To this end, Wolfman needed to conceive a threat that would be powerful enough to wipe out the many alternative Earth’s from existence, while also designing a story that would allow for several of DC’s alternate Earth’s to be merged together with ‘Earth-1‘, the home of ‘Silver Age’ DC characters like Superman, Batman, Wonder Woman and the Justice League.
This was the second attempt to tidy up DC’s failing continuity, the first being The Flash of Two Worlds, wherein the ‘Golden Age’ Flash met the ‘Silver Age’ Flash, and it was suggested that the two came from separate, yet similar, realities.
Alongside Earth-1, the Earths chosen for survival consisted of Earth-2; the home of DC’s original heroes from the forties, such as the elder Superman, Green Lantern and the Flash (the ‘Golden Age’ DC heroes); Earth-4, home of the heroes purchased from Charlton Comics such as Blue Beetle and the Question (who in turn, served as inspiration for the characters in Watchmen); Earth-X, a world where World War II never ended, and where heroes like Uncle Sam (purchased from Quality Comics) lived; and finally Earth-S, the magical world from which Captain Marvel / Shazam! and the Marvel Family hailed (purchased from Fawcett Comics).
In the same way that Crisis followed on from Flash of Two Worlds, there would later be several other crossovers to tidy things up further, and Crisis on Infinite Earths would form the first part of the ‘Crisis Trilogy’, rounded out by Infinite Crsis (which we’ll get to later) and Final Crisis (which we looked at some months ago.
WHAT’s THE PLOT?
When the multiverse itself is put in danger, the enigmatic cosmic being known as The Monitor assembles a team of heroes and villains from different Earths to stop the destruction of all reality!
Meanwhile, amidst the chaos that threatens a series of alternate worlds, Lex Luthor and Brainiac assemble the largest army of super-villains ours or any world has ever seen, with only one goal in mind: conquest.
Heroes rise and fall in this quest to save all reality itself!
IS IT ACCESSIBLE?
Not in the slightest.
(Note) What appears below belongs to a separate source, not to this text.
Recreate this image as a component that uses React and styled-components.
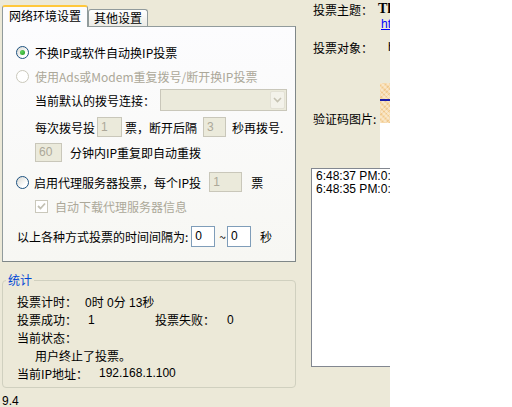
import React from "react";
import styled, { createGlobalStyle } from "styled-components";

const GlobalStyle = createGlobalStyle`
  html, body { margin: 0; padding: 0; background: #fff; }
  body {
    font-family: "Noto Sans CJK SC", "Liberation Sans", sans-serif;
    font-size: 12px;
    color: #000;
  }
`;

const Window = styled.div`
  display: flex;
  width: 390px;
  height: 407px;
  background: #ece9d8;
  overflow: hidden;
`;

const LeftCol = styled.div`
  width: 298px;
  flex-shrink: 0;
  box-sizing: border-box;
  padding: 5px 0 0 2px;
  overflow: hidden;
`;

const TabRow = styled.div`
  display: flex;
  align-items: flex-end;
  height: 21px;
`;

const Tab = styled.div`
  position: relative;
  z-index: 1;
  box-sizing: border-box;
  height: ${(p) => (p.$active ? 22 : 17)}px;
  padding: 0 ${(p) => (p.$active ? 6 : 5)}px;
  margin-bottom: ${(p) => (p.$active ? -1 : 0)}px;
  border: 1px solid #919b9c;
  border-bottom: none;
  border-top: ${(p) => (p.$active ? "2px solid #ffc83c" : "1px solid #919b9c")};
  border-radius: 3px 3px 0 0;
  background: ${(p) => (p.$active ? "#fcfcfe" : "linear-gradient(#fff, #ecebe6)")};
  line-height: ${(p) => (p.$active ? 18 : 15)}px;
  white-space: nowrap;
`;

const Panel = styled.div`
  box-sizing: border-box;
  width: 294px;
  height: 236px;
  padding-top: 13px;
  border: 1px solid #919b9c;
  border-right-color: #7f8788;
  border-bottom-color: #7f8788;
  background: linear-gradient(#fcfcfe, #f7f7f3);
`;

const Row = styled.div`
  display: flex;
  align-items: center;
  height: ${(p) => p.$h}px;
  margin-top: ${(p) => p.$mt || 0}px;
  padding-left: ${(p) => p.$indent || 0}px;
  color: ${(p) => (p.$disabled ? "#aca899" : "#000")};
  white-space: nowrap;
`;

const Label = styled.span`
  margin-left: ${(p) => p.$ml || 0}px;
  margin-right: ${(p) => p.$mr || 0}px;
`;

const Radio = styled.span`
  box-sizing: border-box;
  width: 13px;
  height: 13px;
  border-radius: 50%;
  border: 1px solid ${(p) => (p.$disabled ? "#cac8bb" : "#1c5180")};
  background: ${(p) => (p.$disabled ? "#fff" : "linear-gradient(135deg, #d8d8d2, #fff 70%)")};
  display: flex;
  align-items: center;
  justify-content: center;
  margin-right: ${(p) => p.$mr || 6}px;
  &::after {
    content: "";
    display: ${(p) => (p.$checked ? "block" : "none")};
    width: 5px;
    height: 5px;
    border-radius: 50%;
    background: radial-gradient(circle at 35% 35%, #5fd35f, #1f9a1f);
  }
`;

const Check = styled.span`
  box-sizing: border-box;
  width: 13px;
  height: 13px;
  border: 1px solid #cac8bb;
  background: #fff;
  display: flex;
  align-items: center;
  justify-content: center;
  margin-right: 7px;
`;

const Field = styled.span`
  box-sizing: border-box;
  display: inline-flex;
  align-items: center;
  width: ${(p) => p.$w}px;
  height: ${(p) => p.$h || 20}px;
  margin-left: ${(p) => p.$ml || 0}px;
  margin-right: ${(p) => p.$mr || 0}px;
  padding-left: 3px;
  border: 1px solid ${(p) => (p.$disabled ? "#c9c7ba" : "#7f9db9")};
  background: ${(p) => (p.$disabled ? "#ebeadb" : "#fff")};
  color: ${(p) => (p.$disabled ? "#aca899" : "#000")};
  font-family: "Liberation Sans", sans-serif;
  font-size: 12px;
`;

const Select = styled.span`
  box-sizing: border-box;
  display: flex;
  justify-content: flex-end;
  align-items: center;
  width: 127px;
  height: 22px;
  margin-left: 5px;
  padding-right: 1px;
  border: 1px solid #c9c7ba;
  background: #ebeadb;
`;

const SelectButton = styled.span`
  box-sizing: border-box;
  width: 15px;
  height: 18px;
  display: flex;
  align-items: center;
  justify-content: center;
  border: 1px solid #e3e1d5;
  border-radius: 2px;
  background: #f3f2ea;
`;

const Group = styled.fieldset`
  box-sizing: border-box;
  width: 294px;
  margin: 11px 0 0 0;
  padding: 0;
  border: 1px solid #d0d0bf;
  border-radius: 4px;
`;

const Legend = styled.legend`
  margin-left: 3px;
  padding: 0 2px;
  line-height: 14px;
  color: #0046d5;
`;

const StatsBody = styled.div`
  padding: 6px 0 5px 14px;
`;

const StatRow = styled.div`
  display: flex;
  align-items: center;
  height: 17.8px;
  padding-left: ${(p) => p.$indent || 0}px;
  white-space: nowrap;
`;

const StatCell = styled.span`
  width: ${(p) => (p.$w ? `${p.$w}px` : "auto")};
  flex-shrink: 0;
  font-family: ${(p) => (p.$num ? '"Liberation Sans", "Noto Sans CJK SC", sans-serif' : "inherit")};
`;

const Version = styled.div`
  margin-top: 7px;
  line-height: 12px;
  font-family: "Liberation Sans", sans-serif;
`;

const RightCol = styled.div`
  width: 92px;
  flex-shrink: 0;
  box-sizing: border-box;
  padding: 1px 0 0 15px;
  display: flex;
  flex-direction: column;
  overflow: hidden;
`;

const InfoRow = styled.div`
  display: flex;
  align-items: center;
  flex-shrink: 0;
  height: ${(p) => p.$h || 16}px;
  margin-top: ${(p) => p.$mt || 0}px;
  padding-left: ${(p) => p.$indent || 0}px;
  white-space: nowrap;
`;

const Title = styled.span`
  margin-left: 5px;
  font-family: "Liberation Serif", serif;
  font-weight: bold;
  font-size: 14px;
`;

const Link = styled.span`
  color: #0000ff;
  text-decoration: underline;
  font-family: "Liberation Sans", sans-serif;
`;

const Value = styled.span`
  margin-left: ${(p) => p.$ml || 0}px;
  font-family: "Liberation Sans", sans-serif;
`;

const CaptchaRow = styled.div`
  display: flex;
  flex-shrink: 0;
  height: 85px;
  margin-top: 28px;
`;

const CaptchaLabel = styled.span`
  width: 67px;
  flex-shrink: 0;
  padding-top: 28px;
  line-height: 16px;
  white-space: nowrap;
`;

const CaptchaCol = styled.div`
  display: flex;
  flex-direction: column;
  width: 40px;
  flex-shrink: 0;
`;

const CaptchaImage = styled.div`
  height: 40px;
  display: flex;
  align-items: flex-start;
  padding-top: 16px;
  box-sizing: border-box;
  background:
    repeating-linear-gradient(45deg, rgba(255, 255, 255, 0.35) 0 2px, transparent 2px 4px),
    repeating-linear-gradient(-45deg, rgba(230, 170, 90, 0.35) 0 1px, transparent 1px 3px),
    #f6d9aa;
`;

const CaptchaStroke = styled.span`
  width: 100%;
  height: 2px;
  background: #1c1ca8;
`;

const CaptchaBlank = styled.div`
  flex: 1;
  background: #fff;
`;

const LogBox = styled.div`
  box-sizing: border-box;
  flex-shrink: 0;
  height: 199px;
  margin-left: -2px;
  width: 120px;
  padding: 1px 0 0 4px;
  border: 1px solid #828790;
  background: #fff;
  font-family: "Liberation Sans", "Noto Sans CJK SC", sans-serif;
  white-space: nowrap;
`;

const LogLine = styled.div`
  line-height: 12.5px;
`;

function App() {
  return (
    <>
      <GlobalStyle />
      <Window>
        <LeftCol>
          <TabRow>
            <Tab $active>网络环境设置</Tab>
            <Tab>其他设置</Tab>
          </TabRow>
          <Panel>
            <Row $h={24} $indent={13}>
              <Radio $checked />
              <Label>不换IP或软件自动换IP投票</Label>
            </Row>
            <Row $h={24} $indent={13} $disabled>
              <Radio $disabled />
              <Label>使用Ads或Modem重复拨号/断开换IP投票</Label>
            </Row>
            <Row $h={24} $indent={32}>
              <Label>当前默认的拨号连接：</Label>
              <Select>
                <SelectButton>
                  <svg width="9" height="6" viewBox="0 0 9 6">
                    <path d="M1 1 L4.5 4.5 L8 1" fill="none" stroke="#c5c2b2" strokeWidth="1.6" />
                  </svg>
                </SelectButton>
              </Select>
            </Row>
            <Row $h={30} $indent={32}>
              <Label>每次拨号投</Label>
              <Field $disabled $w={25} $ml={2} $mr={3}>1</Field>
              <Label>票，断开后隔</Label>
              <Field $disabled $w={23} $ml={6} $mr={6}>3</Field>
              <Label>秒再拨号.</Label>
            </Row>
            <Row $h={20} $indent={32}>
              <Field $disabled $w={27} $h={19} $mr={8}>60</Field>
              <Label>分钟内IP重复即自动重拨</Label>
            </Row>
            <Row $h={20} $mt={10} $indent={13}>
              <Radio $mr={5} />
              <Label>启用代理服务器投票，每个IP投</Label>
              <Field $disabled $w={33} $ml={8} $mr={9}>1</Field>
              <Label>票</Label>
            </Row>
            <Row $h={20} $mt={4} $indent={32} $disabled>
              <Check>
                <svg width="9" height="8" viewBox="0 0 9 8">
                  <path d="M1 4 L3.5 6.5 L8 1.5" fill="none" stroke="#c2c0b3" strokeWidth="1.8" />
                </svg>
              </Check>
              <Label>自动下载代理服务器信息</Label>
            </Row>
            <Row $h={22} $mt={9} $indent={14}>
              <Label>以上各种方式投票的时间间隔为:</Label>
              <Field $w={24} $h={21} $ml={3}>0</Field>
              <Label $ml={4} $mr={1}>~</Label>
              <Field $w={24} $h={21} $mr={9}>0</Field>
              <Label>秒</Label>
            </Row>
          </Panel>

          <Group>
            <Legend>统计</Legend>
            <StatsBody>
              <StatRow>
                <StatCell $w={68}>投票计时：</StatCell>
                <StatCell $num>0时 0分 13秒</StatCell>
              </StatRow>
              <StatRow>
                <StatCell $w={71}>投票成功：</StatCell>
                <StatCell $w={67} $num>1</StatCell>
                <StatCell $w={72}>投票失败：</StatCell>
                <StatCell $num>0</StatCell>
              </StatRow>
              <StatRow>
                <StatCell>当前状态：</StatCell>
              </StatRow>
              <StatRow $indent={18}>
                <StatCell>用户终止了投票。</StatCell>
              </StatRow>
              <StatRow>
                <StatCell $w={82}>当前IP地址：</StatCell>
                <StatCell $num>192.168.1.100</StatCell>
              </StatRow>
            </StatsBody>
          </Group>
          <Version>9.4</Version>
        </LeftCol>

        <RightCol>
          <InfoRow>
            <span>投票主题：</span>
            <Title>Th</Title>
          </InfoRow>
          <InfoRow $h={14} $indent={68}>
            <Link>ht</Link>
          </InfoRow>
          <InfoRow $mt={8}>
            <span>投票对象：</span>
            <Value $ml={15}>h</Value>
          </InfoRow>
          <CaptchaRow>
            <CaptchaLabel>验证码图片:</CaptchaLabel>
            <CaptchaCol>
              <CaptchaImage>
                <CaptchaStroke />
              </CaptchaImage>
              <CaptchaBlank />
            </CaptchaCol>
          </CaptchaRow>
          <LogBox>
            <LogLine>6:48:37 PM:0:用</LogLine>
            <LogLine>6:48:35 PM:0:IP</LogLine>
          </LogBox>
        </RightCol>
      </Window>
    </>
  );
}

export default App;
We’ll get into this more in the ‘verdict’ section, but Crisis on Infinite Earth is both a celebration of DC comics’ then-50-year history, as well as an attempt to simplify it. As such, it features hundreds of characters, weird cosmic goings on, super-hero origins, super-hero deaths and team-ups, and at no point does it slow down to hold your hand.
There’s also a lot of expository dialogue that may as well be gibberish to the uninitiated, and weird trippy visuals and concepts that hearken back to earlier years of DC comic stories.
Of course, the stories that spun out of this were meant to be more reader friendly, but this is like jumping into the final episode of season five of a TV show, knowing that season six was meant to be a revamp of sorts. You’d just wait til season six or start from season one.
WHAT’s THE VERDICT?
This comic got pretty good reviews when it came out. But times have changed, as have the expectations of comic-book fans, myself included. As such, when I read this comic for the first time, I vaguely recall finding it somewhat interesting, but trying to get through it now, I’m overwhelmed by how difficult that is. It’s just sooooooo boring.
First off (and I think this is more a problem with modern day audiences than it is with the comic-book itself) it could be a heck of a lot shorter. It takes so long to get to the point. And I’m all for a long story if it’s told well, but when trudging through this I just couldn’t bring myself to be invested. There are some powerful moments that make this comic-book stand out, but you have to dredge through so much nonsense to get to it. It’s filled with so many characters that no one could possibly care about all of them, and the spotlight is so spread out amongst these various characters that very few of them get many meaningful moments or substantial development, except for the ones that then die, or the ones who have been introduced in or just before this story – characters who you can’t really grow to love because the focus is very much on the fact that there is a multiversal crisis going on.
I’m not saying I hate this comic. It has it’s moments, such as the parts where they link into Green Lantern lore to talk about the creation of the universe, the nature of the Anti-Matter universe, things like that.
But the structure does not hold up by modern day standards. Six or so issues are spent just setting the scene (that’s out of twelve, in case you’ve forgotten), the next three just linger in a bizarre little central act that’s not all that interesting and involves some of the heroes still trying to decide whether they want to do something (3/4s of the way through – that is far too late), which means out of twelve issues, only about three or four are actually dedicated to the actual purpose of the comic-book.
I’m not blaming writer Marv Wolfman for this. Considering the goal of this comic, to celebrate the many heroes of DC, cull some of their number, and reset the universe, this is probably about as good as it could have been. Unfortunately, by today’s standards (where the majority of audience wont remember what things were like pre-Crisis) it doesn’t make for an all that enjoyable read.